Drive ★★★★★

An Open Letter to Ryan Gosling,

Hey Bro.

So, first off, I'd just like to say that I really enjoyed your performance in this film. Had a real satisfying 'postmodern man with no name' kinda vibe to it. Nice one. Not so much with the Gangster Squad thing. I guess that was probably one of those projects that looked better on paper, huh? Hey, you win some, you lose some. I haven't seen The Place Beyond The Pines yet, but I'm pretty sure I'll like that one, too. You sure have come a long way since that bizarre tv show about the highschool on a cruise ship. Never really got into that one, but a jobs a job, right?

Anyway. I'm just writing to ask you for a bit of a favour. Y'know, from one southern ontario guy to another. Don't worry, it's nothing crazy like wanting you to mail me some dirty undies or whatever. I'd just be asking you to, y'know, maybe tone it down a little?

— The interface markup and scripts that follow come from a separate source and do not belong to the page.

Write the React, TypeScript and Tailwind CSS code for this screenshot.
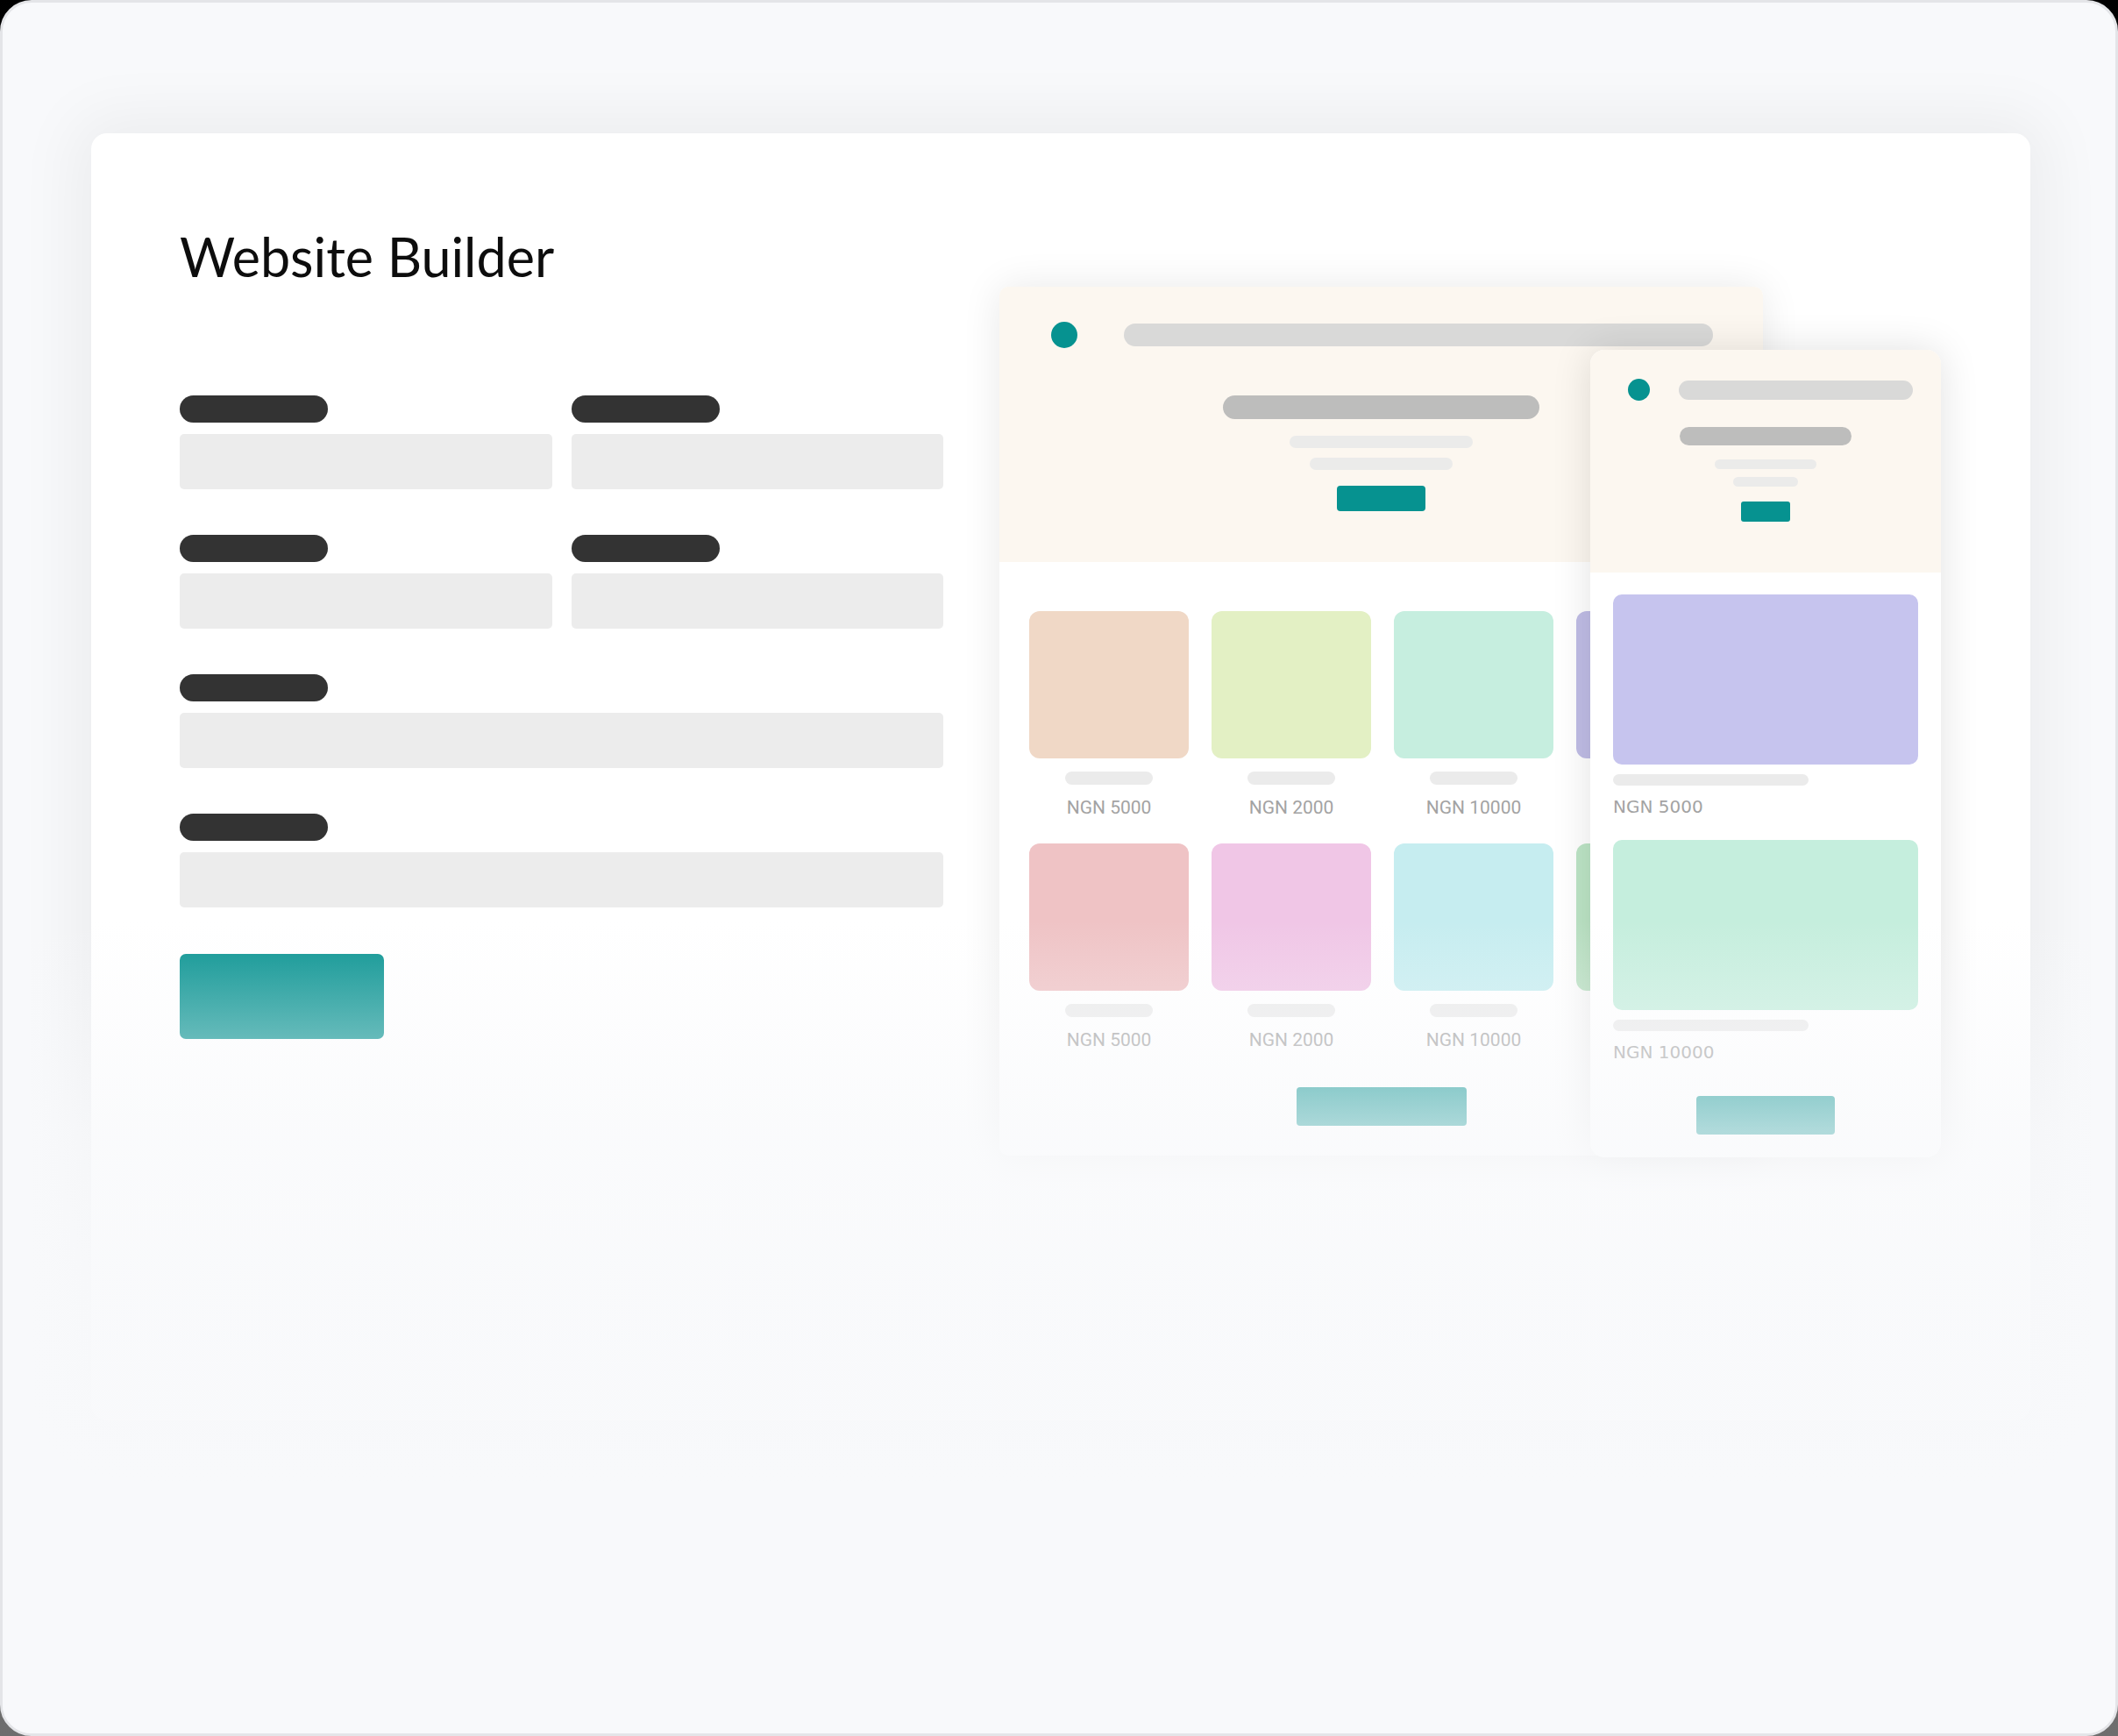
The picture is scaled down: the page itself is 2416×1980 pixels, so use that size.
const deskRow1 = [
  { c: "bg-[#f0d8c6]", p: "NGN 5000" },
  { c: "bg-[#e3f0c4]", p: "NGN 2000" },
  { c: "bg-[#c6eedf]", p: "NGN 10000" },
  { c: "bg-[#c0bde6]", p: "" },
];
const deskRow2 = [
  { c: "bg-[#efc3c5]", p: "NGN 5000" },
  { c: "bg-[#f0c6e6]", p: "NGN 2000" },
  { c: "bg-[#c6edf0]", p: "NGN 10000" },
  { c: "bg-[#bde5c6]", p: "" },
];

function DeskItem({ c, p }: { c: string; p: string }) {
  return (
    <div className="flex flex-col items-center">
      <div className={`w-[182px] h-[168px] rounded-[12px] ${c}`} />
      <div className="mt-[15px] w-[100px] h-[15px] rounded-full bg-[#ebebeb]" />
      <div className="mt-[14px] h-[24px] leading-[24px] text-[21px] text-[#a3a3a3] font-['Roboto',sans-serif] whitespace-nowrap">
        {p}
      </div>
    </div>
  );
}

function FormField() {
  return (
    <div className="flex flex-col">
      <div className="w-[169px] h-[31px] rounded-full bg-[#333333]" />
      <div className="mt-[13px] h-[63px] rounded-[5px] bg-[#ececec]" />
    </div>
  );
}

export default function App() {
  return (
    <div className="w-[2416px] h-[1980px] bg-[linear-gradient(to_bottom,#000000,#6e6e6e)]">
      <div className="relative w-full h-full rounded-[36px] border-[3px] border-[#e4e5e8] bg-[#f8f9fb] overflow-hidden pl-[101px] pr-[97px] pt-[149px]">
        {/* white card */}
        <div className="flex h-[1468px] rounded-[18px] bg-white shadow-[0_0_70px_20px_rgba(0,0,0,0.05)] pl-[101px] pt-[111px]">
          {/* left form */}
          <div className="w-[871px] flex flex-col">
            <h1 className="h-[60px] leading-[60px] text-[61px] font-normal text-[#0d0d0d] font-['Lato',sans-serif] whitespace-nowrap">
              Website Builder
            </h1>
            <div className="mt-[128px] grid grid-cols-2 gap-x-[22px] gap-y-[52px]">
              <FormField />
              <FormField />
              <FormField />
              <FormField />
              <div className="col-span-2">
                <FormField />
              </div>
              <div className="col-span-2">
                <FormField />
              </div>
            </div>
            <div className="mt-[53px] w-[233px] h-[97px] rounded-[7px] bg-[#069290]" />
          </div>

          {/* right mockups */}
          <div className="relative ml-[64px] mt-[64px] w-[1074px] self-start">
            {/* desktop mock */}
            <div className="w-[871px] h-[991px] rounded-[10px] bg-white overflow-hidden shadow-[0_0_45px_rgba(0,0,0,0.09)]">
              <div className="h-[314px] bg-[#fcf7f0] pt-[40px]">
                <div className="flex items-center pl-[59px] pr-[57px]">
                  <div className="w-[30px] h-[30px] rounded-full bg-[#069290]" />
                  <div className="ml-[53px] flex-1 h-[26px] rounded-full bg-[#d9d9d8]" />
                </div>
                <div className="flex flex-col items-center">
                  <div className="mt-[54px] w-[361px] h-[27px] rounded-full bg-[#bdbdbc]" />
                  <div className="mt-[19px] w-[209px] h-[14px] rounded-full bg-[#ebebea]" />
                  <div className="mt-[11px] w-[163px] h-[14px] rounded-full bg-[#ebebea]" />
                  <div className="mt-[18px] w-[101px] h-[29px] rounded-[4px] bg-[#069290]" />
                </div>
              </div>
              <div className="grid grid-cols-[repeat(4,182px)] gap-x-[26px] gap-y-[29px] pl-[34px] pt-[56px]">
                {deskRow1.map((it, i) => (
                  <DeskItem key={`a${i}`} c={it.c} p={it.p} />
                ))}
                {deskRow2.map((it, i) => (
                  <DeskItem key={`b${i}`} c={it.c} p={it.p} />
                ))}
              </div>
              <div className="mt-[42px] mx-auto w-[194px] h-[44px] rounded-[4px] bg-[#069290]" />
            </div>

            {/* mobile mock */}
            <div className="absolute left-[674px] top-[72px] w-[400px] h-[921px] rounded-[16px] bg-white overflow-hidden shadow-[0_0_45px_rgba(0,0,0,0.12)]">
              <div className="h-[254px] bg-[#fcf7f0] pt-[33px]">
                <div className="flex items-center pl-[43px] pr-[32px]">
                  <div className="w-[25px] h-[25px] rounded-full bg-[#069290]" />
                  <div className="ml-[33px] flex-1 h-[22px] rounded-full bg-[#d9d9d8]" />
                </div>
                <div className="flex flex-col items-center">
                  <div className="mt-[30px] w-[196px] h-[21px] rounded-full bg-[#bdbdbc]" />
                  <div className="mt-[16px] w-[116px] h-[11px] rounded-full bg-[#ebebea]" />
                  <div className="mt-[9px] w-[74px] h-[11px] rounded-full bg-[#ebebea]" />
                  <div className="mt-[17px] w-[56px] h-[23px] rounded-[3px] bg-[#069290]" />
                </div>
              </div>
              <div className="flex flex-col gap-[26px] px-[26px] pt-[25px]">
                <div className="flex flex-col">
                  <div className="h-[194px] rounded-[10px] bg-[#c6c4ee]" />
                  <div className="mt-[11px] w-[223px] h-[13px] rounded-full bg-[#ebebeb]" />
                  <div className="mt-[12px] h-[24px] leading-[24px] text-[20px] text-[#a3a3a3] font-['DejaVu_Sans',sans-serif] whitespace-nowrap">
                    NGN 5000
                  </div>
                </div>
                <div className="flex flex-col">
                  <div className="h-[194px] rounded-[10px] bg-[#c5eedd]" />
                  <div className="mt-[11px] w-[223px] h-[13px] rounded-full bg-[#ebebeb]" />
                  <div className="mt-[12px] h-[24px] leading-[24px] text-[20px] text-[#a3a3a3] font-['DejaVu_Sans',sans-serif] whitespace-nowrap">
                    NGN 10000
                  </div>
                </div>
              </div>
              <div className="mt-[38px] mx-auto w-[158px] h-[44px] rounded-[4px] bg-[#069290]" />
            </div>
          </div>
        </div>

        {/* bottom fade */}
        <div className="pointer-events-none absolute left-0 right-0 top-[1047px] h-[930px] bg-[linear-gradient(to_bottom,rgba(248,249,251,0)_0px,rgba(248,249,251,0.7)_240px,rgba(248,249,251,0.88)_400px,rgba(248,249,251,0.94)_580px,rgba(248,249,251,1)_700px)]" />
      </div>
    </div>
  );
}
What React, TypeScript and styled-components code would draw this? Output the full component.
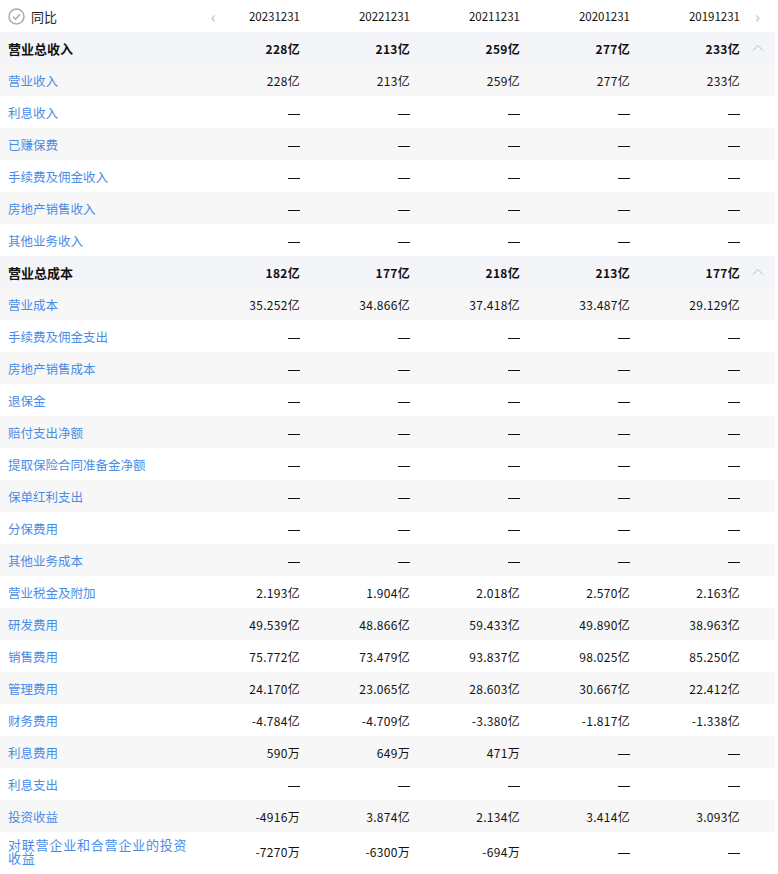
import React from "react";
import styled, { createGlobalStyle } from "styled-components";

const G = createGlobalStyle`
  body { margin: 0; background: #fff; font-family: "Noto Sans CJK SC", "Liberation Sans", sans-serif; }
`;

const Table = styled.div` width: 775px; `;
const Row = styled.div<{ $bg: string; $h?: number }>`
  display: grid;
  grid-template-columns: 190px repeat(5, 110px) 35px;
  height: ${p => p.$h || 32}px;
  align-items: center;
  background: ${p => p.$bg};
`;
const Label = styled.div<{ $bold?: boolean; $long?: boolean }>`
  padding-left: 8px;
  font-size: ${p => (p.$bold ? 13 : p.$long ? 13 : 12.5)}px;
  letter-spacing: ${p => (p.$long ? 0.8 : 0)}px;
  width: ${p => (p.$long ? "182px" : "auto")};
  font-weight: ${p => (p.$bold ? 700 : 400)};
  color: ${p => (p.$bold ? "#111" : "#4a8ce6")};
  line-height: 13px;
  display: flex; align-items: center; gap: 6px;
  flex-wrap: wrap;
`;
const Title = styled(Label)` color: #222; font-size: 13px; flex-wrap: nowrap; `;
const Cell = styled.div<{ $bold?: boolean; $head?: boolean }>`
  text-align: right;
  font-size: ${p => (p.$head ? 11.5 : 12)}px;
  font-weight: ${p => (p.$bold ? 700 : 400)};
  color: #111;
  letter-spacing: ${p => (p.$head ? 0 : 0.3)}px;
`;
const Dash = styled.span`
  display: inline-block; width: 12px; height: 1px; background: #111; vertical-align: middle;
`;
const Side = styled.div`
  display: flex; justify-content: center; color: #bbb; font-size: 16px;
`;
const Arrow = styled.div`
  position: absolute; color: #bbb; font-size: 16px;
`;
const HeaderWrap = styled.div` position: relative; `;

const Check = () => (
  <svg width="17" height="17" viewBox="0 0 17 17">
    <circle cx="8.5" cy="8.5" r="7.5" fill="none" stroke="#aaa" strokeWidth="1.5" />
    <path d="M5 8.8l2.5 2.4 4.5-5" fill="none" stroke="#aaa" strokeWidth="1.5" />
  </svg>
);
const Up = () => (
  <svg width="12" height="8" viewBox="0 0 12 8">
    <path d="M1 6.5l5-5 5 5" fill="none" stroke="#bbb" strokeWidth="1" />
  </svg>
);

const D = "—";
type R = [string, string[], boolean?, number?];
const rows: R[] = [
  ["营业总收入", ["228亿", "213亿", "259亿", "277亿", "233亿"], true],
  ["营业收入", ["228亿", "213亿", "259亿", "277亿", "233亿"]],
  ["利息收入", [D, D, D, D, D]],
  ["已赚保费", [D, D, D, D, D]],
  ["手续费及佣金收入", [D, D, D, D, D]],
  ["房地产销售收入", [D, D, D, D, D]],
  ["其他业务收入", [D, D, D, D, D]],
  ["营业总成本", ["182亿", "177亿", "218亿", "213亿", "177亿"], true],
  ["营业成本", ["35.252亿", "34.866亿", "37.418亿", "33.487亿", "29.129亿"]],
  ["手续费及佣金支出", [D, D, D, D, D]],
  ["房地产销售成本", [D, D, D, D, D]],
  ["退保金", [D, D, D, D, D]],
  ["赔付支出净额", [D, D, D, D, D]],
  ["提取保险合同准备金净额", [D, D, D, D, D]],
  ["保单红利支出", [D, D, D, D, D]],
  ["分保费用", [D, D, D, D, D]],
  ["其他业务成本", [D, D, D, D, D]],
  ["营业税金及附加", ["2.193亿", "1.904亿", "2.018亿", "2.570亿", "2.163亿"]],
  ["研发费用", ["49.539亿", "48.866亿", "59.433亿", "49.890亿", "38.963亿"]],
  ["销售费用", ["75.772亿", "73.479亿", "93.837亿", "98.025亿", "85.250亿"]],
  ["管理费用", ["24.170亿", "23.065亿", "28.603亿", "30.667亿", "22.412亿"]],
  ["财务费用", ["-4.784亿", "-4.709亿", "-3.380亿", "-1.817亿", "-1.338亿"]],
  ["利息费用", ["590万", "649万", "471万", D, D]],
  ["利息支出", [D, D, D, D, D]],
  ["投资收益", ["-4916万", "3.874亿", "2.134亿", "3.414亿", "3.093亿"]],
  ["对联营企业和合营企业的投资收益", ["-7270万", "-6300万", "-694万", D, D], false, 38],
];

export default function App() {
  let i = 0;
  return (
    <Table>
      <G />
      <HeaderWrap>
        <Row $bg="#fff">
          <Title><Check />同比</Title>
          {["20231231", "20221231", "20211231", "20201231", "20191231"].map(d => (
            <Cell key={d} $head>{d}</Cell>
          ))}
          <Side>›</Side>
        </Row>
        <Arrow style={{ left: 211, top: 4 }}>‹</Arrow>
      </HeaderWrap>
      {rows.map(([l, v, b, h]) => {
        let bg: string;
        if (b) { bg = "#f4f5f9"; i = 0; } else { bg = i % 2 === 0 ? "#f7f7f7" : "#fff"; i++; }
        return (
          <Row key={l} $bg={bg} $h={h}>
            <Label $bold={b} $long={l.length > 12}>{l}</Label>
            {v.map((x, k) => <Cell key={k} $bold={b}>{x === D ? <Dash /> : x}</Cell>)}
            <Side>{b ? <Up /> : null}</Side>
          </Row>
        );
      })}
    </Table>
  );
}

I mean, the sensitive yet macho movie roles are one thing, and it's not like you can turn back the clock on being a movie star... But the whole adorable burly feminist thing? The multiple charitable causes? The band shit? C'mon, man. The rest of us are out here trying to do our thing and you're fuckin' up our program with the ladies.

So yeah, that's about it. Ryan Gosling, if you could please stop fuckin' up our program with the ladies by being all Ryan Gosling; the rest of us dudes would really appreciate it. You seem like a decent cat, so I hope you can find it in your Ryan Gosling puppy-loving heart to do us this solid.

Seriously Bro. Just tone it down a bit.

Sincerely,

AHAB.

P.S. - If you DO want to send me some dirty undies, I'd actually really appreciate it. I could Ebay that shit for a goddamned fortune and it'd totally pay for this sweet Triumph motorcycle I've been lookin' at.